#### [Given instruction]
Extract all lines that hold "draws" from the records below.

#### [Data to use]
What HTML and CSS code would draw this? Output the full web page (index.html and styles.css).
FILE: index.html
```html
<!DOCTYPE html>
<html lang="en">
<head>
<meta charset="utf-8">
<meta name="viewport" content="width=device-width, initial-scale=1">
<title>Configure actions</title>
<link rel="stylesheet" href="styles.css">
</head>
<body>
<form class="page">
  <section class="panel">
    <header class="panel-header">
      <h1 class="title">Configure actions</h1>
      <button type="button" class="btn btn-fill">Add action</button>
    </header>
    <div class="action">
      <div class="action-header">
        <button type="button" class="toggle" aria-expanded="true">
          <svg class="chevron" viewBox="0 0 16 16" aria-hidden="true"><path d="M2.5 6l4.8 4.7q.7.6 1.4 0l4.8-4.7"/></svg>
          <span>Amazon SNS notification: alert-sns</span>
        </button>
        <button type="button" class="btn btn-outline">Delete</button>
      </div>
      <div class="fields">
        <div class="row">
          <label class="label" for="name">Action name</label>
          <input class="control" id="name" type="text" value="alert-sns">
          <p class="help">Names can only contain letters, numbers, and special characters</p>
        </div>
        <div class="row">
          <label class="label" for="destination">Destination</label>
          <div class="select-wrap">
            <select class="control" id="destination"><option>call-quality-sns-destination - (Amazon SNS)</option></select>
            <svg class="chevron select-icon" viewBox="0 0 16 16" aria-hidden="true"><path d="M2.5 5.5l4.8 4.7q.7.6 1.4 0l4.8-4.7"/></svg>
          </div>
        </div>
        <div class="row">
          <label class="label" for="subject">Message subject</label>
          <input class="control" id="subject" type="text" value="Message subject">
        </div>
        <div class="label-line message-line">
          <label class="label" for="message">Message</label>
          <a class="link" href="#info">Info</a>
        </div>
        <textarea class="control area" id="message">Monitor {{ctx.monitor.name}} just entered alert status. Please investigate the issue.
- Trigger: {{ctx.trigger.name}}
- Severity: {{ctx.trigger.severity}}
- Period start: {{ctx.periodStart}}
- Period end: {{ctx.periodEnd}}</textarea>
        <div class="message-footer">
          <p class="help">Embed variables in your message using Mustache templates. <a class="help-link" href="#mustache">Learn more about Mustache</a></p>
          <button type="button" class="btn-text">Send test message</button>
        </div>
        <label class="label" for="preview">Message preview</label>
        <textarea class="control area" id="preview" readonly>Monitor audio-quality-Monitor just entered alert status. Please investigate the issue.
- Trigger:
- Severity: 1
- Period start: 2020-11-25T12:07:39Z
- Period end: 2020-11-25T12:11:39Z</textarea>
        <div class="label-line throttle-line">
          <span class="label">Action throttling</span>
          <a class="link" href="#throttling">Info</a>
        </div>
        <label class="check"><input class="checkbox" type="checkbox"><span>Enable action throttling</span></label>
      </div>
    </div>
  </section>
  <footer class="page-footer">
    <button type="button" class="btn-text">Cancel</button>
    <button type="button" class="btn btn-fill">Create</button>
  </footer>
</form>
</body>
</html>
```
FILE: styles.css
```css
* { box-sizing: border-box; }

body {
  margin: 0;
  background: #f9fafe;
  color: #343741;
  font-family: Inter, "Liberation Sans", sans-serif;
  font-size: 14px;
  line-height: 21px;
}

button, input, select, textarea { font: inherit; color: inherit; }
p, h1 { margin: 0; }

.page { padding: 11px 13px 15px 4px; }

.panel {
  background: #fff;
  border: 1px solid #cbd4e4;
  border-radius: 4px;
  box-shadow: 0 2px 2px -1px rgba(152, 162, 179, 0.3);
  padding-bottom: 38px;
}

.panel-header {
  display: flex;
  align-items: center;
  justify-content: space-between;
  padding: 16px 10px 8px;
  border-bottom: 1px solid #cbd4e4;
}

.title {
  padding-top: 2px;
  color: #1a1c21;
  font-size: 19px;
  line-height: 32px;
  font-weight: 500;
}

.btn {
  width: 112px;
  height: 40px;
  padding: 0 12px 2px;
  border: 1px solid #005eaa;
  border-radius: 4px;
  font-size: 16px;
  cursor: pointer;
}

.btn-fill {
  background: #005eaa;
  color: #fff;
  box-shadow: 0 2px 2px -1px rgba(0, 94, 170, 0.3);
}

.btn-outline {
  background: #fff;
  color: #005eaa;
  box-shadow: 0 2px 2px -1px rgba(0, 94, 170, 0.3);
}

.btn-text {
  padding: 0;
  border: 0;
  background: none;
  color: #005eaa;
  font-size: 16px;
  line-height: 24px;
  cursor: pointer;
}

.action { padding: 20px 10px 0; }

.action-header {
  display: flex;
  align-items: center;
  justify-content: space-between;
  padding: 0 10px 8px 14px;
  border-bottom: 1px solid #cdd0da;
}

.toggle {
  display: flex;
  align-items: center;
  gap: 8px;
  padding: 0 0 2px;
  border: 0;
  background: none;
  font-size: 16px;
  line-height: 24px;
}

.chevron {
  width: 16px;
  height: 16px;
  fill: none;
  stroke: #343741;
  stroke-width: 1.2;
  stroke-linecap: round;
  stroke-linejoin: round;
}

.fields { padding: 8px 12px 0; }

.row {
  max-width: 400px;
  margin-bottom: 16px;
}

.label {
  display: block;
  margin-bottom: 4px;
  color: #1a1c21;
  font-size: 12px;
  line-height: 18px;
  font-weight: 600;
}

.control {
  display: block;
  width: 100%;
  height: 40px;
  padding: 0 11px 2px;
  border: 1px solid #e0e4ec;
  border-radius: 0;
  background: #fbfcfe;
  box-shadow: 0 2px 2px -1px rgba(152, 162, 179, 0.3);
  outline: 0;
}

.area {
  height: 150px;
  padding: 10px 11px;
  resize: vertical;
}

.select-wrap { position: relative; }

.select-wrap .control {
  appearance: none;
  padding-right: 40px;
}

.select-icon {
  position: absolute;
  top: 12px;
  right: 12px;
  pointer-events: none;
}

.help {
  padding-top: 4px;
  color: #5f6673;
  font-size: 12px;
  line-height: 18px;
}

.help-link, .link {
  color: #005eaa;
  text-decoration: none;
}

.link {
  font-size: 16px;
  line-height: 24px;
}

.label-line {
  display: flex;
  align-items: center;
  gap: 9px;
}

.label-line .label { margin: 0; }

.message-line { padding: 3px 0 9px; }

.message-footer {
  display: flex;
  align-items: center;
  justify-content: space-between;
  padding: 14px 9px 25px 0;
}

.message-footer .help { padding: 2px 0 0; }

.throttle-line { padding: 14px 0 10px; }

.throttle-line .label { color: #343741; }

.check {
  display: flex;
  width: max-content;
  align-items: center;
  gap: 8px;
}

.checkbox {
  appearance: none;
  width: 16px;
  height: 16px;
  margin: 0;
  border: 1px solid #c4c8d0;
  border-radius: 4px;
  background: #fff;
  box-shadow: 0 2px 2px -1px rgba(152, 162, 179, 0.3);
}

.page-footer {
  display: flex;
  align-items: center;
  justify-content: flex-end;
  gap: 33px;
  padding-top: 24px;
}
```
--
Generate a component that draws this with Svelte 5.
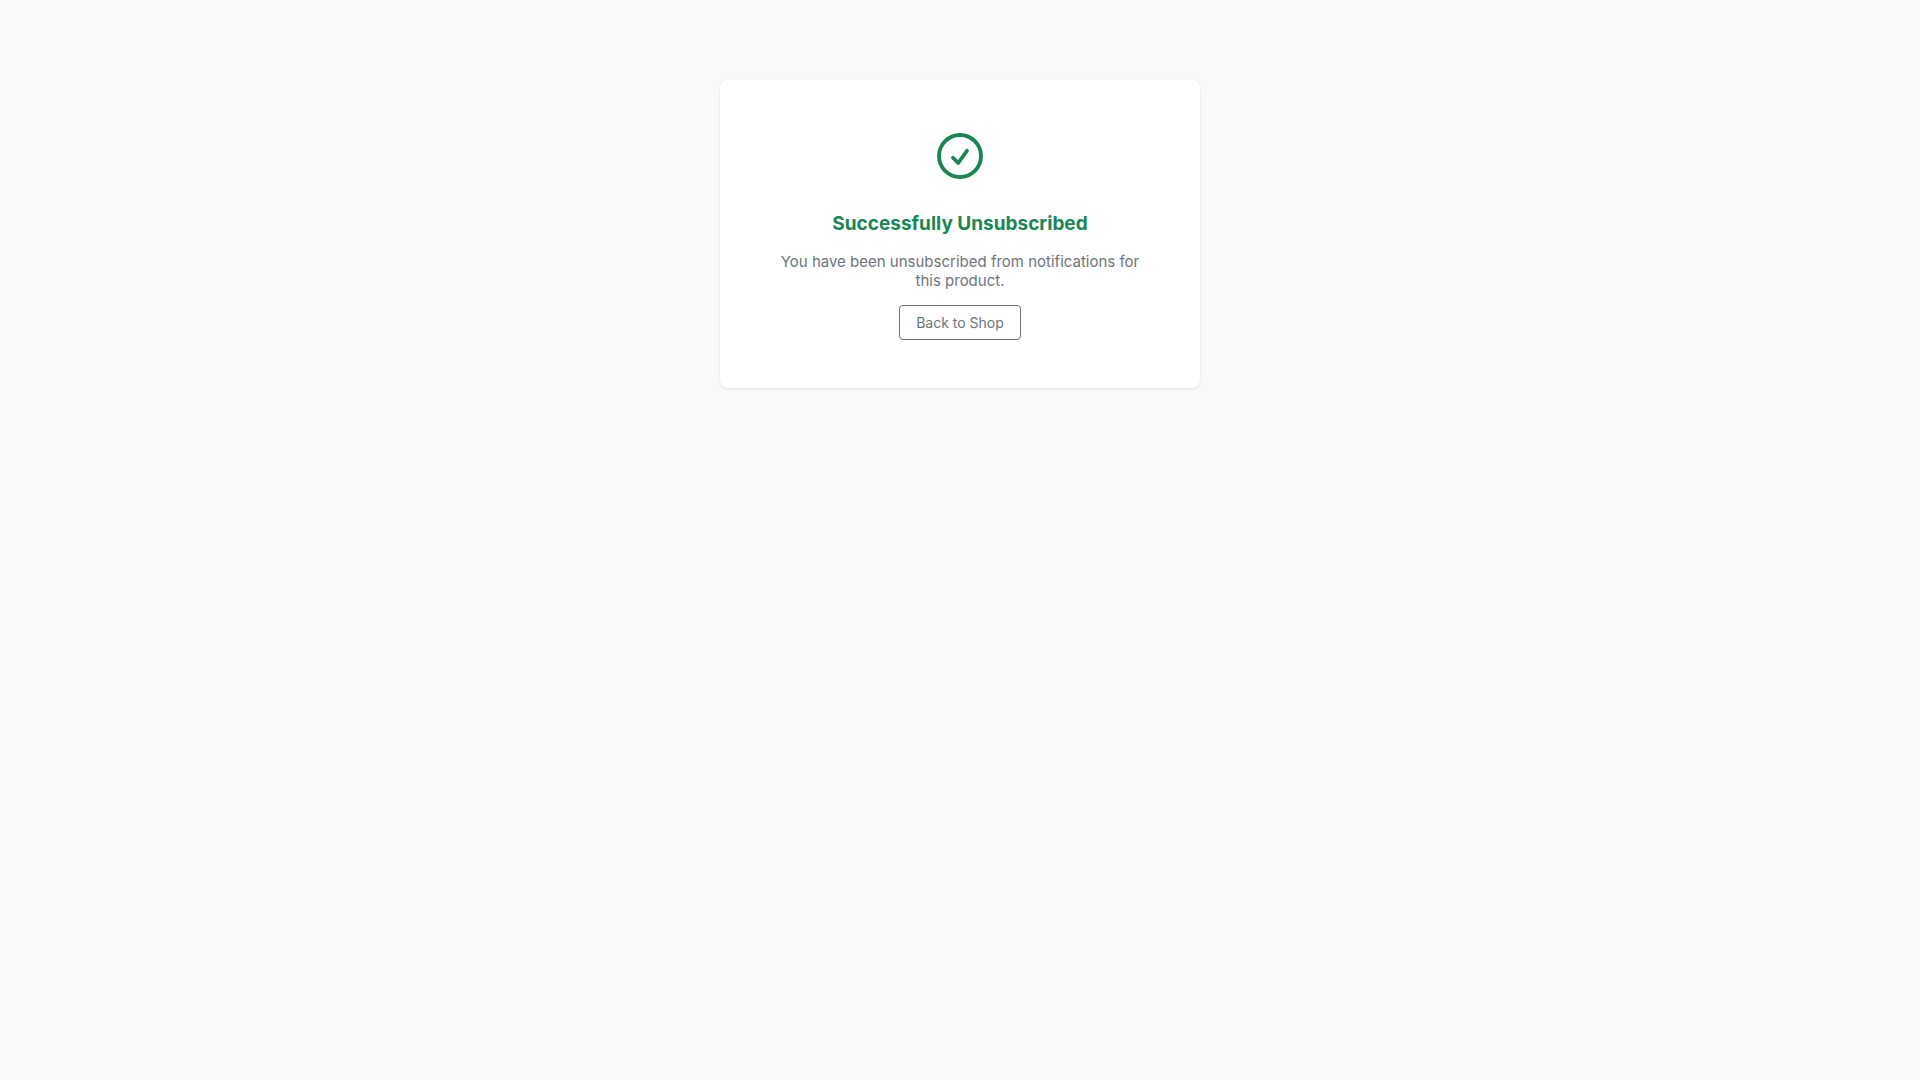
---
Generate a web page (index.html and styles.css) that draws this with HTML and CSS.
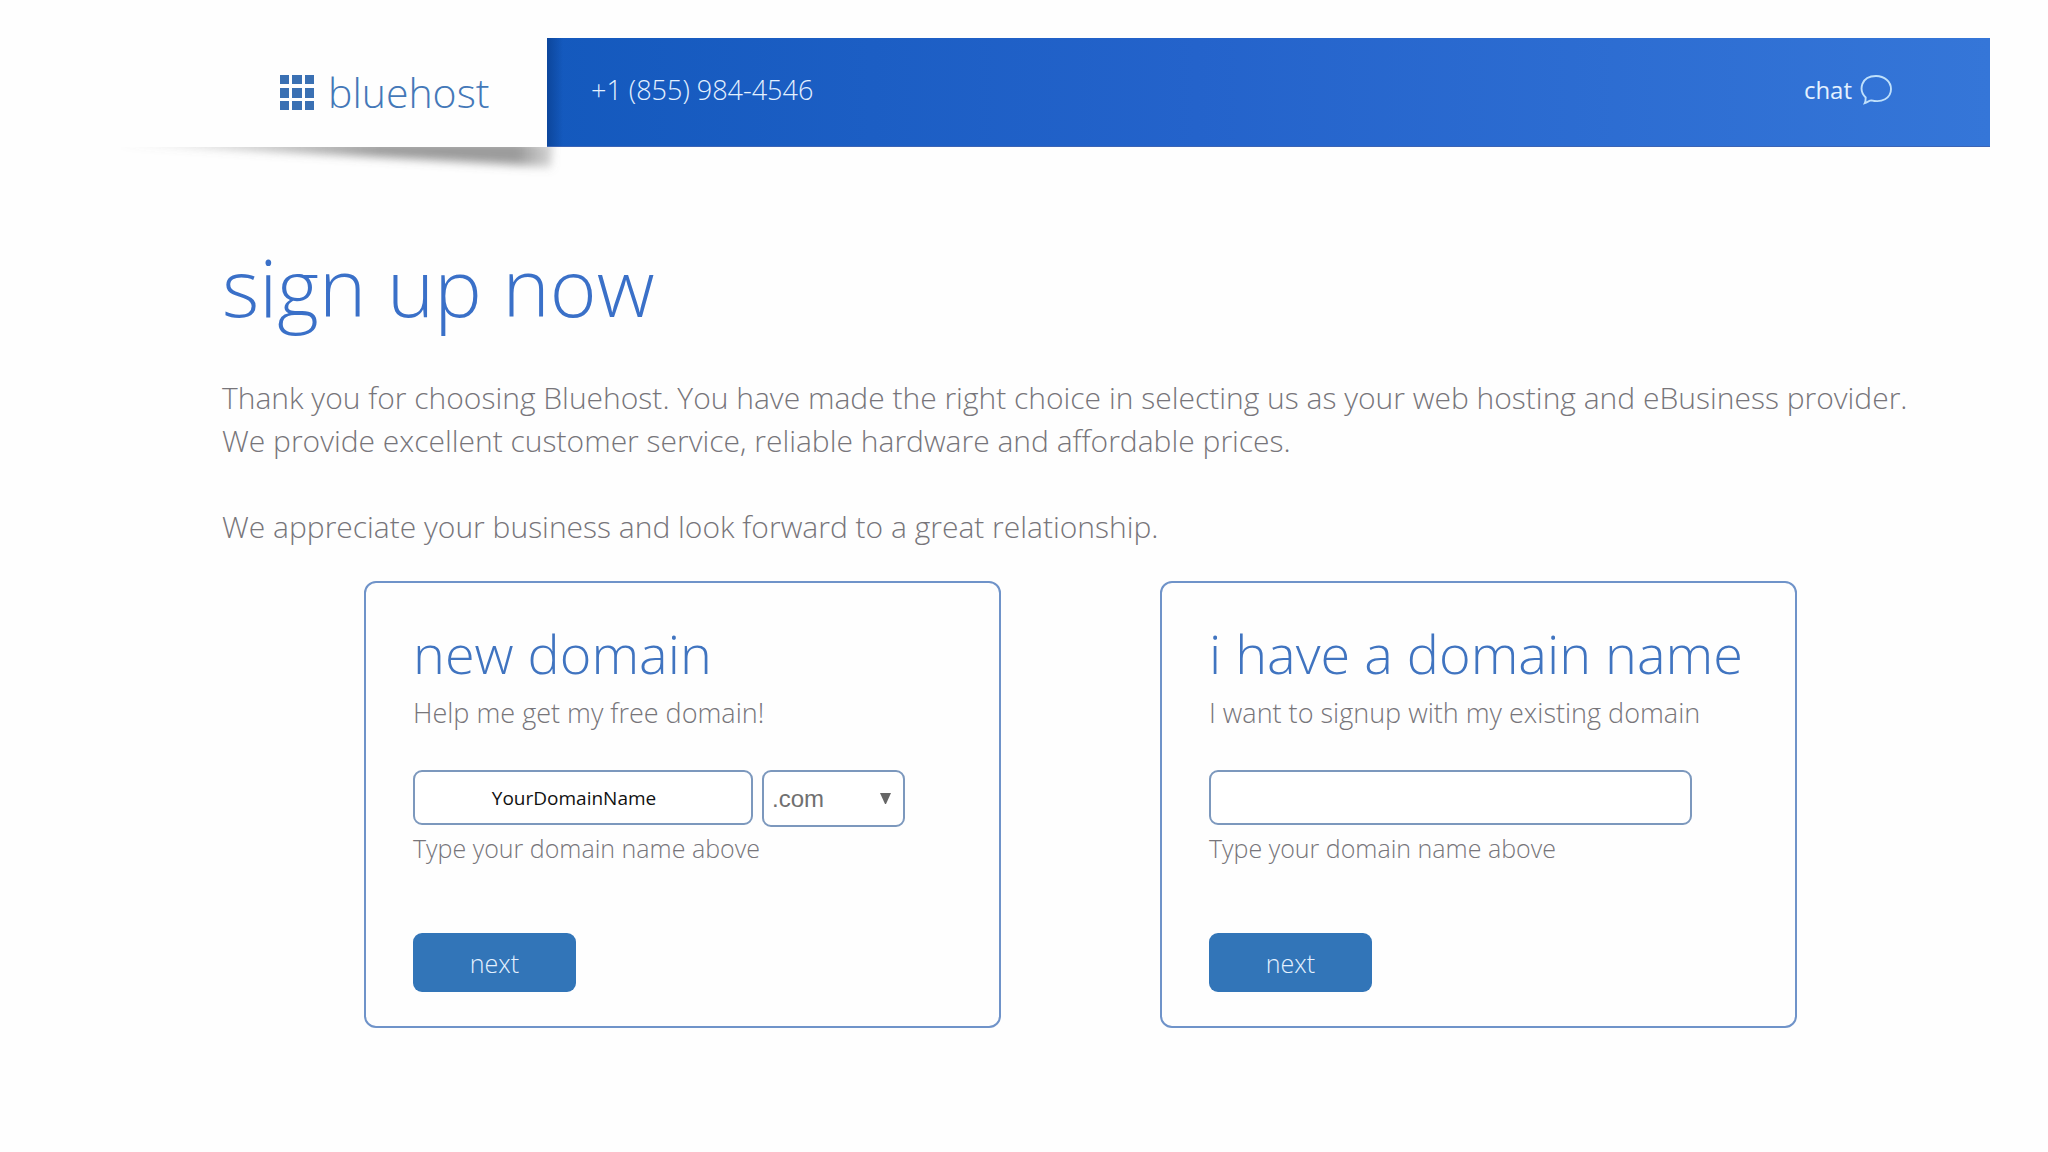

#### [Answer to this task]
Generate a component that draws this with Svelte 5.
Generate a web page (index.html and styles.css) that draws this with HTML and CSS.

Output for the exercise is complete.